Tagore refusa le nationalisme militant indien accompagné d’attentats et attaques terroristes. En 1917, il critiqua dans le monde entier l’idée du nationalisme. L’idée de la nation devint pour lui une «machine à faire des affaires». Les êtres humains «étant fortement formatés», un «culte de l’égoïsme se développa», détruisant les bases vitales de l’humanité toute entière. Son idéal était un cosmopolitisme asiatique: «L’Inde n’a jamais ressenti un vrai nationalisme […]. Je suis fermement convaincu que mes compatriotes vont gagner leur Inde en s’opposant à la théorie affirmant qu’un pays est plus grand que les idéaux de l’humanité.» (cité d’après Mishra, p. 277) . Du point de vue de la Suisse, il faut se souvenir de Jean-Rodolphe de Salis, et préciser que l’idée du nationalisme, notamment celle de 1917, était une toute autre comparé à un Etat fédéral, organisé du bas en haut, d’une nation née de la volonté de ses citoyens de vivre ensemble telle la Suisse, où la souveraineté populaire est assurée par les instruments de la démocratie directe: «L’Etat fédéral suisse – faut-il constamment le répéter? – est une création politique. Le patriotisme de ses citoyens est dans son essence l’expression coopérative, démocratique et fédéraliste de la nation – si l’on peut utiliser ce terme en parlant de la Suisse – et elle prend une toute autre forme que dans d’autres pays européen.» (von Salis, p. 111). Dans ce contexte, Tagore ne peut pas être instrumentalisé comme avocat d’une grande construction centraliste, telle par exemple l’UE voulant faire disparaître les Etats-nations. Ces états eux-mêmes sont de grandes constructions centralistes à la démocratie représentative, où la souveraineté populaire n’est pas ou incomplètement réalisée.

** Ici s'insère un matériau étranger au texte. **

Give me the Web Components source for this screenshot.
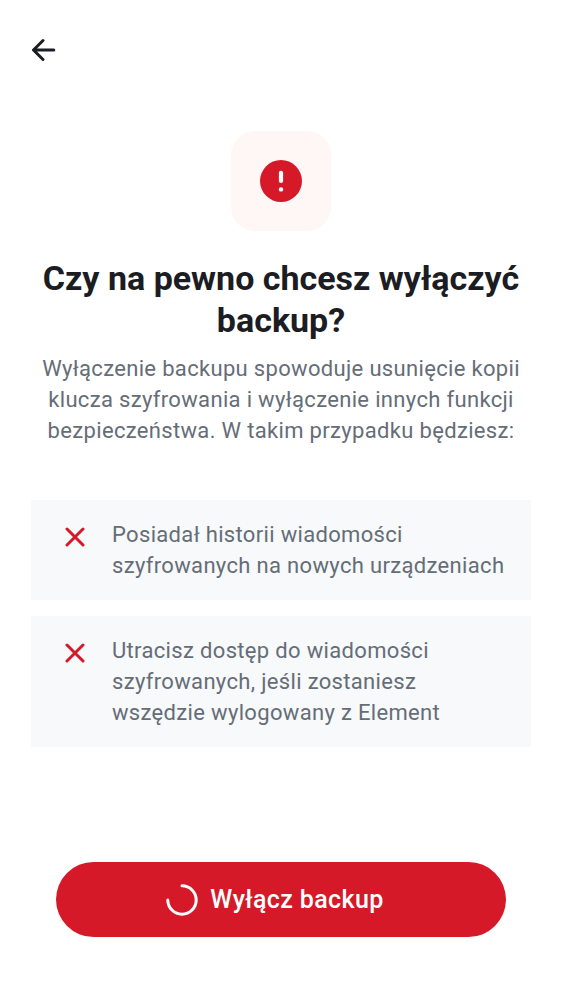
<!DOCTYPE html>
<html lang="pl">
<head>
<meta charset="utf-8">
<meta name="viewport" content="width=device-width, initial-scale=1">
<title>Wyłącz backup</title>
<style>
html, body { margin: 0; background: #fff; }
body { font-family: Roboto, sans-serif; color: #1b1d22; --tracking: 0.015em; }
</style>
</head>
<body>
<disable-backup-page></disable-backup-page>
<script>
class TopBar extends HTMLElement {
  constructor() {
    super();
    this.attachShadow({ mode: 'open' }).innerHTML = `
      <style>
        :host { display: flex; align-items: center; height: 100px; padding: 0 20px; }
        button { display: grid; place-items: center; width: 48px; height: 48px; padding: 0; border: 0; border-radius: 50%; background: none; color: #1b1d22; }
        svg { display: block; }
      </style>
      <button type="button" aria-label="Wstecz">
        <svg width="24" height="24" viewBox="0 0 24 24" fill="none" stroke="currentColor" stroke-width="3" stroke-linecap="round" stroke-linejoin="round"><path d="M21.8 12H2M11 2.5L1.5 12L11 21.5"/></svg>
      </button>`;
  }
}
class AlertBadge extends HTMLElement {
  constructor() {
    super();
    this.attachShadow({ mode: 'open' }).innerHTML = `
      <style>
        :host { display: grid; place-items: center; width: 100px; height: 100px; border-radius: 24px; background: #fff7f6; }
        svg { display: block; }
      </style>
      <svg width="42" height="42" viewBox="0 0 42 42"><circle cx="21" cy="21" r="21" fill="#d51928"/><path d="M21 12.8V21" stroke="#fff" stroke-width="4.2" stroke-linecap="round"/><circle cx="21" cy="29.4" r="2.2" fill="#fff"/></svg>`;
  }
}
class PageIntro extends HTMLElement {
  constructor() {
    super();
    this.attachShadow({ mode: 'open' }).innerHTML = `
      <style>
        :host { display: flex; flex-direction: column; align-items: center; text-align: center; }
        h1 { margin: 26px 0 0; font-size: 34px; line-height: 42px; font-weight: 700; }
        p { margin: 12px 0 0; font-size: 22px; line-height: 31px; letter-spacing: var(--tracking); color: #656d77; }
      </style>
      <alert-badge></alert-badge>
      <h1><slot name="title"></slot></h1>
      <p><slot></slot></p>`;
  }
}
class ConsequenceItem extends HTMLElement {
  constructor() {
    super();
    this.attachShadow({ mode: 'open' }).innerHTML = `
      <style>
        :host { display: flex; align-items: flex-start; gap: 27px; padding: 19px 24px 19px 34px; background: #f7f9fb; color: #656d77; font-size: 22px; line-height: 31px; letter-spacing: var(--tracking); }
        svg { flex: none; margin-top: 8px; }
      </style>
      <svg width="20" height="20" viewBox="0 0 20 20" fill="none" stroke="#d51928" stroke-width="3" stroke-linecap="round"><path d="M2 2L18 18M18 2L2 18"/></svg>
      <span><slot></slot></span>`;
  }
}
class LoadingButton extends HTMLElement {
  constructor() {
    super();
    this.attachShadow({ mode: 'open' }).innerHTML = `
      <style>
        :host { display: block; }
        button { display: flex; align-items: center; justify-content: center; gap: 12px; width: 100%; height: 75px; padding: 0 32px 0 20px; border: 0; border-radius: 38px; background: #d51928; color: #fff; font: 500 25px/32px Roboto, sans-serif; letter-spacing: var(--tracking); }
      </style>
      <button type="button" aria-busy="true">
        <svg width="32" height="32" viewBox="0 0 32 32" fill="none" stroke="#fff" stroke-width="3" stroke-linecap="round"><path d="M16 1.8A14.2 14.2 0 1 1 1.8 16"/></svg>
        <span><slot></slot></span>
      </button>`;
  }
}
class DisableBackupPage extends HTMLElement {
  constructor() {
    super();
    this.attachShadow({ mode: 'open' }).innerHTML = `
      <style>
        :host { display: flex; flex-direction: column; min-height: 100vh; box-sizing: border-box; padding-bottom: 63px; }
        main { flex: 1; padding: 31px 31px 40px; }
        ul { display: flex; flex-direction: column; gap: 16px; margin: 54px 0 0; padding: 0; list-style: none; }
        footer { padding: 0 56px; }
      </style>
      <top-bar></top-bar>
      <main>
        <page-intro>
          <span slot="title">Czy na pewno chcesz wyłączyć backup?</span>
          Wyłączenie backupu spowoduje usunięcie kopii klucza szyfrowania i wyłączenie innych funkcji bezpieczeństwa. W takim przypadku będziesz:
        </page-intro>
        <ul>
          <li><consequence-item>Posiadał historii wiadomości szyfrowanych na nowych urządzeniach</consequence-item></li>
          <li><consequence-item>Utracisz dostęp do wiadomości szyfrowanych, jeśli zostaniesz wszędzie wylogowany z Element</consequence-item></li>
        </ul>
      </main>
      <footer><loading-button>Wyłącz backup</loading-button></footer>`;
  }
}
customElements.define('top-bar', TopBar);
customElements.define('alert-badge', AlertBadge);
customElements.define('page-intro', PageIntro);
customElements.define('consequence-item', ConsequenceItem);
customElements.define('loading-button', LoadingButton);
customElements.define('disable-backup-page', DisableBackupPage);
</script>
</body>
</html>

… contre le culte de l’égoïsme

Si, en 2014, des Etats entiers vont devoir se soumettre aux multinationales comme le prévoient les opposants à l’Accord de libre-échange transatlantique TTIP (Transatlantic Trade and Investment Partnership) ainsi que Zbigniev Brzezinski exigeant de l’Europe d’abandonner le principe de l’Etat social et de suivre le modèle de l’homo oeconomicus en présentant l’UE élargie vers l’Est et l’OTAN comme les principaux éléments de l’hégémonie américaine, alors nous comprenons mieux la critique de Tagore. Elle correspondrait plutôt à l’UE supranationale en tant que «forteresse européenne». Une construction centraliste aux frontières hermétiquement closes au Sud et décidant, sans consulter la population, de prendre des sanctions envers son voisin russe – une telle UE égocentrique, ne représente-t-elle pas également cet esprit étroit que Tagore décrivit avec la formule «un pays est plus grand que les idéaux de l’humanité»? Quelle différence avec la Suisse, nation née de la volonté de ses citoyens de vivre ensemble avec beaucoup d’étrangers naturalisés et un pourcentage d’étrangers élevé, comme on n’en trouve guère dans d’autres Etats européens, cosmopolite, parlant une multitude de langues et abritant les sièges d’importantes organisations internationales. Les idées de Tagore et le modèle suisse ne sont pas forcément en contradiction, mais difficiles à comparer. Ce qui n’est pourtant certainement pas acceptable, c’est que ses idées soient instrumentalisées, non seulement au profit d’une grande UE mais aussi d’une formation mondiale comme le «novo ordo seclorum», le nouvel ordre d’un seul monde – selon l’idée propagée par George H. Bush en 1991 – donc la domination du monde par les «élites» financières, économiques, militaires et médiatiques.

Gandhi: ne pas ériger «un régime anglais sans Anglais»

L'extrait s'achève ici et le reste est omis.